For 18 months academics interviewed people in communities most affected by organised crime - young and old, residents and visiting workers. Here, unedited and in the original language used, are some of the things they were told:

Teacher

“We’ve got nothin for the kids. A gravel pitch for everything. And that’s fae the 70s. The central attraction for oor kids here is that shoppin centre, dodgy wee shops, gambling shops.”

Legal professional

“If you picked five nail bars in Scotland right now in a two mile radius you’d probably walk into them and find somebody being exploited within it, and we’re now seeing this network spread across Scotland as well. So it used to be sticking to urban places, Glasgow and Edinburgh really, now it’s random places that you wouldn’t expect to find it in Scotland.”

Police officer

“They’re just starting off as low-level drug dealers so that’s an involvement with organised crime and like any other organisation I think that people higher up the tree will look at some of the young team and identify who in their eyes is doing well and who’s doing a good job and these people will progress through the higher levels.”

Resident

“It all starts when yer younger: ‘he gave me a tenner for tellin somebody something’. And that gets the ball rollin for somebody tae say, right here’s a hundred quid tae put something through a door’. It’s easy enough for somebody a lot older than you tae pressure ye intae it, they use that as an incentive, you should be grateful.”

Social worker

“We do a bit of work with the high school, and like any high school I would say that they’re losing it, and not through teaching standards.
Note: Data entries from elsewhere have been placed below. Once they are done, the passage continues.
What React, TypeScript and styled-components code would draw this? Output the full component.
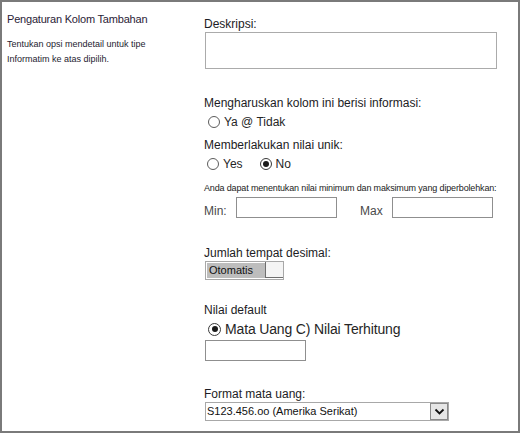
import styled, { createGlobalStyle } from "styled-components";

const GlobalStyle = createGlobalStyle`
    html, body {
        margin: 0;
        padding: 0;
        background: #ffffff;
    }
    * {
        box-sizing: border-box;
    }
`;

const Frame = styled.div`
    width: 520px;
    height: 433px;
    border: 2px solid #7a7a7a;
    display: flex;
    background: #ffffff;
    font-family: "Liberation Sans", Arial, sans-serif;
    color: #222222;
    overflow: hidden;
`;

const SideColumn = styled.div`
    width: 202px;
    flex-shrink: 0;
    padding: 10px 0 0 5px;
`;

const SideTitle = styled.div`
    font-size: 11px;
    line-height: 14px;
    letter-spacing: -0.2px;
    color: #2a2236;
`;

const SideText = styled.p`
    margin: 11px 0 0;
    font-size: 9px;
    line-height: 15px;
    color: #1e2230;
`;

const MainColumn = styled.div`
    flex: 1;
    display: flex;
    flex-direction: column;
    align-items: flex-start;
    padding-top: 15px;
`;

const Label = styled.div<{ $top: number }>`
    margin-top: ${p => p.$top}px;
    font-size: 12px;
    line-height: 14px;
    color: #1c1c24;
`;

const Hint = styled.div`
    margin-top: 12px;
    font-size: 9px;
    line-height: 11px;
    letter-spacing: -0.15px;
    color: #222222;
`;

const TextArea = styled.div`
    margin: 1px 0 0 1px;
    width: 292px;
    height: 37px;
    border: 1px solid #ababab;
    background: #ffffff;
`;

const TextInput = styled.div<{ $width?: number }>`
    width: ${p => p.$width ?? 101}px;
    height: 21px;
    border: 1px solid #8f8f8f;
    background: #ffffff;
`;

const RadioRow = styled.div<{ $top: number; $size?: number }>`
    margin-top: ${p => p.$top}px;
    display: flex;
    align-items: center;
    font-size: ${p => p.$size ?? 12}px;
    line-height: ${p => (p.$size ?? 12) + 2}px;
    letter-spacing: ${p => (p.$size ? "-0.15px" : "0")};
    color: #262626;
`;

const Option = styled.label<{ $lead: number }>`
    display: flex;
    align-items: center;
    gap: 4px;
    margin-left: ${p => p.$lead}px;
`;

const Radio = styled.span<{ $checked?: boolean; $size?: number }>`
    position: relative;
    width: ${p => p.$size ?? 12}px;
    height: ${p => p.$size ?? 12}px;
    border-radius: 50%;
    border: 1px solid ${p => (p.$checked ? "#3a3a3a" : "#5c5c5c")};
    background: #ffffff;
    flex-shrink: 0;

    &::after {
        content: "";
        display: ${p => (p.$checked ? "block" : "none")};
        position: absolute;
        left: 50%;
        top: 50%;
        width: 6px;
        height: 6px;
        margin: -3px 0 0 -3px;
        border-radius: 50%;
        background: #1a1a1a;
    }
`;

const RangeRow = styled.div`
    margin-top: 3px;
    display: flex;
    align-items: center;
`;

const RangeLabel = styled.span<{ $lead?: number }>`
    width: 32px;
    margin-left: ${p => p.$lead ?? 0}px;
    font-size: 12px;
    line-height: 14px;
    padding-top: 6px;
    color: #4a4a4a;
`;

const Spacer = styled.div<{ $top: number }>`
    margin-top: ${p => p.$top}px;
    margin-left: 1px;
`;

const DecimalSelect = styled.div`
    margin: 1px 0 0 1px;
    width: 79px;
    height: 19px;
    display: flex;
    border: 1px solid #a8a8a8;
    background: #ffffff;
    padding: 1px 0 1px 1px;
`;

const DecimalValue = styled.span`
    flex: 1;
    background: #bdbdbd;
    font-size: 11px;
    line-height: 15px;
    padding-left: 2px;
    color: #111111;
`;

const DecimalButton = styled.span`
    width: 18px;
    margin-top: -1px;
    border-left: 1px solid #6e6e6e;
    border-bottom: 1px solid #6e6e6e;
    background: #f4f4f4;
`;

const CurrencySelect = styled.div`
    margin: 1px 0 0 1px;
    width: 244px;
    height: 19px;
    display: flex;
    align-items: stretch;
    border: 1px solid #a8a8a8;
    background: #ffffff;
`;

const CurrencyValue = styled.span`
    flex: 1;
    font-size: 11px;
    line-height: 17px;
    padding-left: 1px;
    color: #111111;
`;

const CurrencyButton = styled.span`
    width: 18px;
    display: flex;
    align-items: center;
    justify-content: center;
    border: 1px solid #8a8a8a;
    background: #e6e6e6;
`;

function Chevron() {
    return (
        <svg width="11" height="8" viewBox="0 0 11 8">
            <path d="M1.5 1.5 L5.5 5.5 L9.5 1.5" fill="none" stroke="#111" strokeWidth="1.8" />
        </svg>
    );
}

function App() {
    return <>
        <GlobalStyle />
        <Frame>
            {/* ------------------[1. keterangan bagian]-------------------- */}
            <SideColumn>
                <SideTitle>Pengaturan Kolom Tambahan</SideTitle>
                <SideText>
                    Tentukan opsi mendetail untuk tipe
                    <br />
                    Informatim ke atas dipilih.
                </SideText>
            </SideColumn>

            {/* ------------------[2. isian kolom]-------------------- */}
            <MainColumn>
                <Label $top={0}>Deskripsi:</Label>
                <TextArea />

                <Label $top={27}>Mengharuskan kolom ini berisi informasi:</Label>
                <RadioRow $top={5}>
                    <Option $lead={4}>
                        <Radio />
                        Ya @ Tidak
                    </Option>
                </RadioRow>

                <Label $top={9}>Memberlakukan nilai unik:</Label>
                <RadioRow $top={5}>
                    <Option $lead={3}>
                        <Radio />
                        Yes
                    </Option>
                    <Option $lead={17}>
                        <Radio $checked />
                        No
                    </Option>
                </RadioRow>

                <Hint>Anda dapat menentukan nilai minimum dan maksimum yang diperbolehkan:</Hint>
                <RangeRow>
                    <RangeLabel>Min:</RangeLabel>
                    <TextInput />
                    <RangeLabel $lead={23}>Max</RangeLabel>
                    <TextInput />
                </RangeRow>

                <Label $top={28}>Jumlah tempat desimal:</Label>
                <DecimalSelect>
                    <DecimalValue>Otomatis</DecimalValue>
                    <DecimalButton />
                </DecimalSelect>

                <Label $top={23}>Nilai default</Label>
                <RadioRow $top={4} $size={14}>
                    <Option $lead={4}>
                        <Radio $checked $size={13} />
                        Mata Uang C) Nilai Terhitung
                    </Option>
                </RadioRow>
                <Spacer $top={3}>
                    <TextInput />
                </Spacer>

                <Label $top={26}>Format mata uang:</Label>
                <CurrencySelect>
                    <CurrencyValue>S123.456.oo (Amerika Serikat)</CurrencyValue>
                    <CurrencyButton>
                        <Chevron />
                    </CurrencyButton>
                </CurrencySelect>
            </MainColumn>
        </Frame>
    </>;
}

export default App;
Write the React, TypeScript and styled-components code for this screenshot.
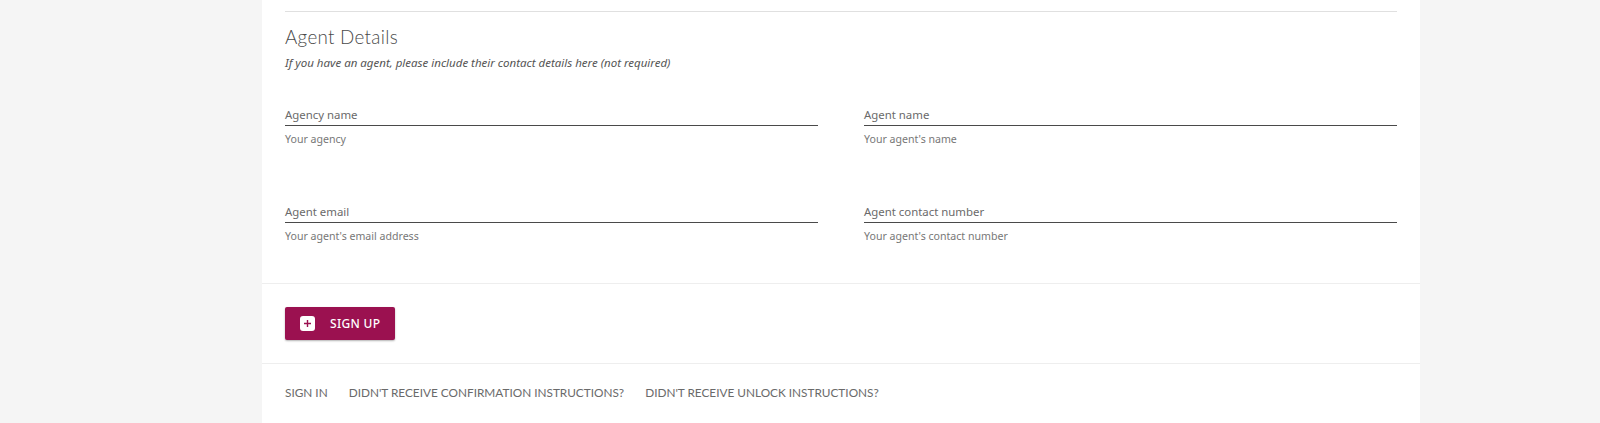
import styled, { createGlobalStyle } from 'styled-components';

const GlobalStyle = createGlobalStyle`
  html, body {
    margin: 0;
    height: 423px;
    overflow: hidden;
    background: #f5f5f5;
    font-family: 'Noto Sans', sans-serif;
    color: #4a4a4a;
  }
`;

const Card = styled.main`
  width: 1158px;
  height: 423px;
  margin-left: 262px;
  background: #fff;
`;

const Section = styled.section`
  padding: 11px 23px 0;
`;

const Divider = styled.div`
  height: 1px;
  background: #e0e0e0;
`;

const Title = styled.h2`
  margin: 13px 0 0;
  font-family: Lato, sans-serif;
  font-size: 18.8px;
  line-height: 24px;
  font-weight: 300;
  letter-spacing: 0.3px;
  color: #4a4a4a;
`;

const Note = styled.p`
  margin: 6px 0 0;
  font-size: 11.5px;
  line-height: 16px;
  font-style: italic;
  color: #555;
`;

const FieldGrid = styled.div`
  display: grid;
  grid-template-columns: 1fr 1fr;
  grid-auto-rows: 62px;
  column-gap: 46px;
  row-gap: 35px;
  margin-top: 35px;
  height: 177px;
`;

const Field = styled.div``;

const Label = styled.label`
  display: block;
  height: 18px;
  font-size: 11.4px;
  line-height: 18px;
  color: #6a6a6a;
  border-bottom: 1px solid #4a4a4a;
  padding-bottom: 1px;
`;

const Hint = styled.div`
  margin-top: 5px;
  font-size: 10.6px;
  line-height: 16px;
  color: #777;
`;

const Actions = styled.div`
  border-top: 1px solid #eeeeee;
  padding: 23px;
`;

const SignUp = styled.button`
  display: flex;
  align-items: center;
  gap: 15px;
  width: 110px;
  height: 33px;
  padding: 0 0 0 15px;
  border: 0;
  border-radius: 2px;
  background: #9b1150;
  box-shadow: 0 1px 2px rgba(0, 0, 0, 0.3);
  color: #fff;
  font-family: 'Noto Sans', sans-serif;
  font-size: 12px;
  font-weight: 500;
  letter-spacing: 0.3px;
`;

const PlusIcon = styled.svg`
  width: 15px;
  height: 15px;
  flex: none;
`;

const Links = styled.nav`
  display: flex;
  gap: 21px;
  border-top: 1px solid #eeeeee;
  padding: 21px 23px 0;
`;

const LinkItem = styled.a`
  font-family: Lato, sans-serif;
  font-size: 11.8px;
  line-height: 16px;
  color: #6a6a6a;
`;

const fields = [
  { label: 'Agency name', hint: 'Your agency' },
  { label: 'Agent name', hint: "Your agent's name" },
  { label: 'Agent email', hint: "Your agent's email address" },
  { label: 'Agent contact number', hint: "Your agent's contact number" },
];

const App = () => (
  <Card>
    <GlobalStyle />
    <Section>
      <Divider />
      <Title>Agent Details</Title>
      <Note>If you have an agent, please include their contact details here (not required)</Note>
      <FieldGrid>
        {fields.map(field => (
          <Field key={field.label}>
            <Label>{field.label}</Label>
            <Hint>{field.hint}</Hint>
          </Field>
        ))}
      </FieldGrid>
    </Section>
    <Actions>
      <SignUp>
        <PlusIcon viewBox="0 0 15 15">
          <rect width="15" height="15" rx="3" fill="#fff" />
          <path d="M7.5 4v7M4 7.5h7" stroke="#9b1150" strokeWidth="1.4" />
        </PlusIcon>
        SIGN UP
      </SignUp>
    </Actions>
    <Links>
      <LinkItem>SIGN IN</LinkItem>
      <LinkItem>DIDN'T RECEIVE CONFIRMATION INSTRUCTIONS?</LinkItem>
      <LinkItem>DIDN'T RECEIVE UNLOCK INSTRUCTIONS?</LinkItem>
    </Links>
  </Card>
);

export default App;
We’ve got adults buying alcohol for kids, which impacts on attainment. The schools try their best, but if you’ve got a kid that’s not academically strong, and they look …and don’t see much by the way of opportunity, but a 21-year old driving a fancy motor with no qualifications or work history, then that becomes your role model.”

Police officer

“We had a road block … and within half an hour it was all over social media. It used to be that when we had an operation we could stop the traffic all day. Now, within half an hour, we’re burnt and we need to move it elsewhere. Same thing happened with an operation regarding drug dealing at a flat– within half an hour, there’s a picture of one of my officers in plain clothes with the message ‘polis are all over, blah blah’.”

Resident

“The feeling I get from the young people is a lot of them are only criminals in the sense that they don’t have anything else to do, or they don’t feel like, I mean they obviously do have other things to do but that’s almost, like, natural then, it’s, like, you’ve got nothing to do, ‘let’s go and set a fire’, ‘let’s go and nick something’, ‘let’s go and smash something up’, ‘it gives us something to do for a while, get a chase, whatever’, that kinda thing. I know the field over there gets set on fire every year, for no other reason than it’s something to do.”

Police officer

“There’s a guy in his twenties who drives around in a [upmarked car], not worked a day in his life. That’s gotta be an attraction to the kids – ‘look at him, he doesn’t have to work, he’s protected by that person’… It’s really obvious in terms of the cars on their drive, and they change them quite regularly. The lower-level ones are really quite flash about it, once they get above the level of street dealer.”P
olice officer“They drive about [the area] with big fancy cars, giving out freebies and, before you know it, you’re in it up to your eyeballs, you’re dealing drugs for them and they’re in your house. But these are things that these clients won’t share with the police.”

Social worker

“Cos growin up workin class, when you see somebody wi money, some people might say it’s logical. If ye can get a lotta money for dealin drugs… And it’s easy money if ye know the right people, cos there is a lot of substance abuse in [the area], it is easy money, there’s the demand.”

Resident

“They’ve went to the jail, I think the most that they’ve sorta done’s two year, but they’re goin ‘ach, two years, no bother, I’m coming out to fifty grand’, know what I mean’. They don’t worry aboot the justice system.”